**Stated problem:**
Return the whole listing, line for line, without the pictures in it.

**Information provided:**
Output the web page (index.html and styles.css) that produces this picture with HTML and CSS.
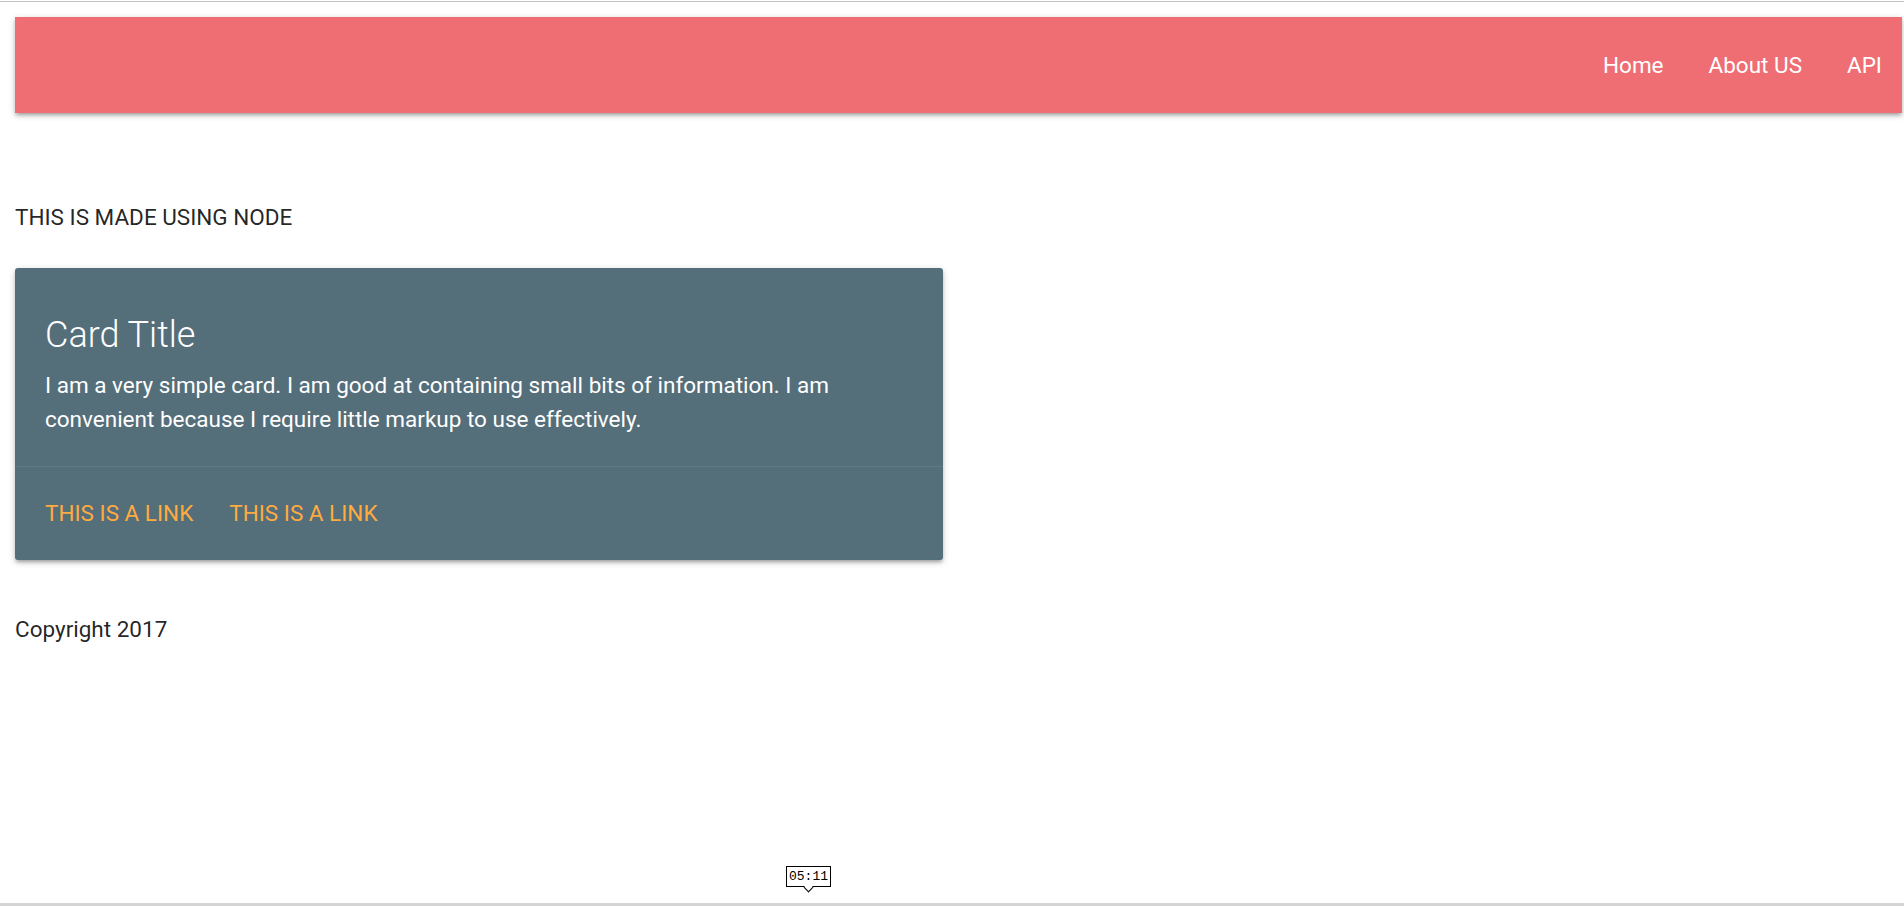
FILE: index.html
```html
<!DOCTYPE html>
<html lang="en">
<head>
<meta charset="utf-8">
<title>Node page</title>
<link rel="stylesheet" href="styles.css">
</head>
<body>
<div class="screen">
  <div class="top-rule"></div>
  <div class="page">
    <nav class="navbar">
      <ul class="nav-links">
        <li><a href="#">Home</a></li>
        <li><a href="#">About US</a></li>
        <li><a href="#">API</a></li>
      </ul>
    </nav>
    <p class="intro">THIS IS MADE USING NODE</p>
    <div class="card">
      <div class="card-content">
        <span class="card-title">Card Title</span>
        <p class="card-text">I am a very simple card. I am good at containing small bits of information. I am convenient because I require little markup to use effectively.</p>
      </div>
      <div class="card-action">
        <a href="#">THIS IS A LINK</a>
        <a href="#">THIS IS A LINK</a>
      </div>
    </div>
    <footer class="footer">Copyright 2017</footer>
  </div>
  <div class="bottom-rule"></div>
  <div class="time-tip">05:11</div>
</div>
</body>
</html>
```
FILE: styles.css
```css
* { box-sizing: border-box; }
html, body { margin: 0; padding: 0; }
body {
  font-family: Roboto, "Liberation Sans", sans-serif;
  color: rgba(0,0,0,0.87);
  background: #fff;
}
.screen {
  position: relative;
  height: 906px;
  display: flex;
  flex-direction: column;
  overflow: hidden;
}
.top-rule {
  height: 1px;
  margin-top: 1px;
  background: #c3c3c3;
}
.page {
  padding: 15px 2px 0 15px;
  flex: 1;
}
.navbar {
  height: 96px;
  background: #ee6e73;
  box-shadow: 0 3px 3px 0 rgba(0,0,0,0.14), 0 4px 2px -3px rgba(0,0,0,0.12), 0 2px 7px 0 rgba(0,0,0,0.2);
  display: flex;
  justify-content: flex-end;
}
.nav-links {
  list-style: none;
  margin: 0;
  padding: 0;
  display: flex;
}
.nav-links a {
  display: block;
  line-height: 96px;
  padding: 0 22.5px;
  color: #fff;
  text-decoration: none;
  font-size: 22.5px;
}
.nav-links li:last-child a { padding-right: 20px; }
.intro {
  margin: 88px 0 0 0;
  font-size: 22.5px;
  line-height: 33.75px;
}
.card {
  margin-top: 33px;
  width: 928px;
  background: #546e7a;
  color: #fff;
  border-radius: 3px;
  box-shadow: 0 3px 3px 0 rgba(0,0,0,0.14), 0 4px 2px -3px rgba(0,0,0,0.12), 0 2px 7px 0 rgba(0,0,0,0.2);
}
.card-content {
  padding: 43px 30px 30px 30px;
}
.card-title {
  display: block;
  font-size: 36px;
  font-weight: 300;
  line-height: 48px;
  margin-bottom: 10px;
}
.card-text {
  margin: 0;
  font-size: 22.5px;
  line-height: 33.75px;
}
.card-action {
  border-top: 1px solid rgba(160,160,160,0.2);
  padding: 30px 30px 29px 30px;
  display: flex;
  gap: 36px;
}
.card-action a {
  color: #ffab40;
  text-decoration: none;
  font-size: 22.5px;
  line-height: 33.75px;
}
.footer {
  margin-top: 53px;
  font-size: 22.5px;
  line-height: 33.75px;
}
.bottom-rule {
  height: 3px;
  background: #d4d4d4;
}
.time-tip {
  position: absolute;
  left: 786px;
  top: 866px;
  border: 1px solid #000;
  background: #fff;
  font-family: "Liberation Mono", monospace;
  font-size: 13px;
  line-height: 19px;
  padding: 0 2px;
  color: #000;
}
.time-tip::after {
  content: "";
  position: absolute;
  left: 50%;
  bottom: -5px;
  margin-left: -4px;
  width: 6px;
  height: 6px;
  background: #fff;
  border-right: 1px solid #000;
  border-bottom: 1px solid #000;
  transform: rotate(45deg);
}
```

**Task output:**
Output the web page (index.html and styles.css) that produces this picture with HTML and CSS.
FILE: index.html
```html
<!DOCTYPE html>
<html lang="en">
<head>
<meta charset="utf-8">
<title>Node page</title>
<link rel="stylesheet" href="styles.css">
</head>
<body>
<div class="screen">
  <div class="top-rule"></div>
  <div class="page">
    <nav class="navbar">
      <ul class="nav-links">
        <li><a href="#">Home</a></li>
        <li><a href="#">About US</a></li>
        <li><a href="#">API</a></li>
      </ul>
    </nav>
    <p class="intro">THIS IS MADE USING NODE</p>
    <div class="card">
      <div class="card-content">
        <span class="card-title">Card Title</span>
        <p class="card-text">I am a very simple card. I am good at containing small bits of information. I am convenient because I require little markup to use effectively.</p>
      </div>
      <div class="card-action">
        <a href="#">THIS IS A LINK</a>
        <a href="#">THIS IS A LINK</a>
      </div>
    </div>
    <footer class="footer">Copyright 2017</footer>
  </div>
  <div class="bottom-rule"></div>
  <div class="time-tip">05:11</div>
</div>
</body>
</html>
```
FILE: styles.css
```css
* { box-sizing: border-box; }
html, body { margin: 0; padding: 0; }
body {
  font-family: Roboto, "Liberation Sans", sans-serif;
  color: rgba(0,0,0,0.87);
  background: #fff;
}
.screen {
  position: relative;
  height: 906px;
  display: flex;
  flex-direction: column;
  overflow: hidden;
}
.top-rule {
  height: 1px;
  margin-top: 1px;
  background: #c3c3c3;
}
.page {
  padding: 15px 2px 0 15px;
  flex: 1;
}
.navbar {
  height: 96px;
  background: #ee6e73;
  box-shadow: 0 3px 3px 0 rgba(0,0,0,0.14), 0 4px 2px -3px rgba(0,0,0,0.12), 0 2px 7px 0 rgba(0,0,0,0.2);
  display: flex;
  justify-content: flex-end;
}
.nav-links {
  list-style: none;
  margin: 0;
  padding: 0;
  display: flex;
}
.nav-links a {
  display: block;
  line-height: 96px;
  padding: 0 22.5px;
  color: #fff;
  text-decoration: none;
  font-size: 22.5px;
}
.nav-links li:last-child a { padding-right: 20px; }
.intro {
  margin: 88px 0 0 0;
  font-size: 22.5px;
  line-height: 33.75px;
}
.card {
  margin-top: 33px;
  width: 928px;
  background: #546e7a;
  color: #fff;
  border-radius: 3px;
  box-shadow: 0 3px 3px 0 rgba(0,0,0,0.14), 0 4px 2px -3px rgba(0,0,0,0.12), 0 2px 7px 0 rgba(0,0,0,0.2);
}
.card-content {
  padding: 43px 30px 30px 30px;
}
.card-title {
  display: block;
  font-size: 36px;
  font-weight: 300;
  line-height: 48px;
  margin-bottom: 10px;
}
.card-text {
  margin: 0;
  font-size: 22.5px;
  line-height: 33.75px;
}
.card-action {
  border-top: 1px solid rgba(160,160,160,0.2);
  padding: 30px 30px 29px 30px;
  display: flex;
  gap: 36px;
}
.card-action a {
  color: #ffab40;
  text-decoration: none;
  font-size: 22.5px;
  line-height: 33.75px;
}
.footer {
  margin-top: 53px;
  font-size: 22.5px;
  line-height: 33.75px;
}
.bottom-rule {
  height: 3px;
  background: #d4d4d4;
}
.time-tip {
  position: absolute;
  left: 786px;
  top: 866px;
  border: 1px solid #000;
  background: #fff;
  font-family: "Liberation Mono", monospace;
  font-size: 13px;
  line-height: 19px;
  padding: 0 2px;
  color: #000;
}
.time-tip::after {
  content: "";
  position: absolute;
  left: 50%;
  bottom: -5px;
  margin-left: -4px;
  width: 6px;
  height: 6px;
  background: #fff;
  border-right: 1px solid #000;
  border-bottom: 1px solid #000;
  transform: rotate(45deg);
}
```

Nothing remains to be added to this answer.